One fairly obvious answer would be to go for a swim in our local leisure centre, but I am not comfortable exposing my torso to other people. It has three visible  though unattached scars, as though I was attacked by Zorro when he was drunk, and the pacemaker is a visible lump which makes me look like a cartoon character who has swallowed a tennis ball.

I was bemoaning these issues to Mrs Tin when she said “why not swim in the sea”. It turns out that she was only joking, but should have learnt by now not to do that. I sat in the garden in the sunshine, thought about it for a while, then came back into the kitchen and announced that I was going for it.

And I did. I walked down our beach (an uncomforable experience, there is a reason why our town is called Greystones and not Goldensands), left my clothes and towel in a little pile (the disadvantages I mentioned above were advantages here, when you have three scars and a tattoo no-one is going to steal your stuff) and strode manfully in.

It was cold, I can’t deny that, and I am sorry that I premiered the made-up word “Numbits” in yesterday’s post since it has a far more relevant place in today’s, but it was great. I swam for a few strokes, let waves fall over me, went and sat on the beach just at the water-line, so that the water would lap over and under my legs, and then did it all again.

At one stage the pockets of my shorts filled with air and I remembered that the Tinfamily, on holidays in Majorca or Malta long ago, used to refer to these as “side-butts”, thus adding nostalgia to an already fun experience.
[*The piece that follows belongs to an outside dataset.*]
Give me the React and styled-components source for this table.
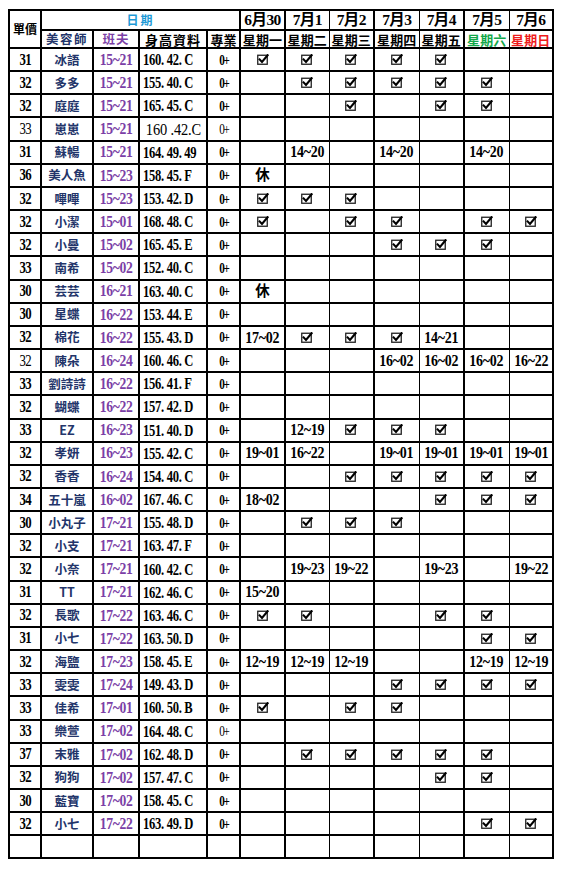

I’ve been home about an hour now and have already eaten a bowl of strawberries with custard, three Jaffa cakes and a tomato-filled bagel. I am still starving.

And my neck is slightly better, I can roll it from side-to-side now without getting that sound as if a platoon of soldiers is marching on gravel.

It’s 1.20 now and I have an afternoon stretching in front of me that consists of blogging in the sun, reading in the sun and snoozing in the sun. If you’re going to pick a day to be sick, then try and pick a lovely one.

I’ll be back at work tomorrow, hopefully far browner than when I left there yesterday. I hope they understand.